Dalam tulisan gw kali ini gw mau fokus sama kritik kedua dan ketiga, yaitu murderous Batman dan Martha scene. Gw jadi inget pas pertama kali gw nonton nih film gw kecewa berat. Kenapa Batman yang ini ga punya no killing code? sangat berbeda dengan Batman yang selama ini gw tahu dan sayangi. Tapi setelah menonton beberapa pembahasan tentang nih film di youtube gw jadi ngeliat kalo film ini sebenarnya jenius dan punya makna tersembunyi. Menurut gw ini film terbagus di DCEU setelah Wonder Woman (wah tuh film sih masterpiece banget!). Mari kita bahas lebih dalam.

Batman "maennya" kasar juga ya..


Untuk bisa mengerti film ini, kita harus bisa menyadari terlebih dahulu karakter Batman seperti apa yang disuguhkan oleh Zack Snyder. Berbeda dari inkarnasi Batman di layar kaca sebelumnya, karakter Batman yang ditawarkan oleh Zack Snyder adalah karakter Batman yang lebih tua, lebih dingin, lebih sinis dan lebih brutal. Hal ini bisa dilihat dari perilaku Batman yang ga segan-segan menggunakan senjata api dan criminal branding. Kriminal yang sudah dibrand oleh Batman pasti bakal dibunuh di penjara oleh napi lain.

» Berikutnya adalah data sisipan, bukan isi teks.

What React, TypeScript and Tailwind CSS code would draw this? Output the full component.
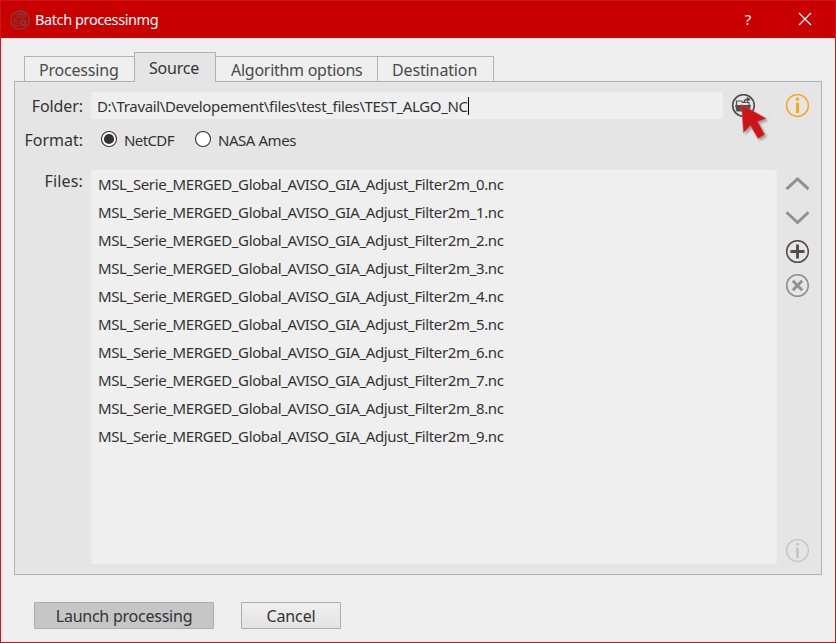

Batman yang ada di DCEU adalah Batman yang sudah menyaksikan kejahatan yang sangat besar dalam hidupnya. Versi Batman yang ini terinspirasi dari karakter Batman di komik The Dark Knight Returns. Dikomik itu juga versi Batman yang ditampilkan sama persis sama Batmannya abang Ben. Nah, apa yang membuat Batman seperti itu? kalo merujuk pada petunjuk yang ada di film, Batman menjadi lebih garang karena kematian Robin.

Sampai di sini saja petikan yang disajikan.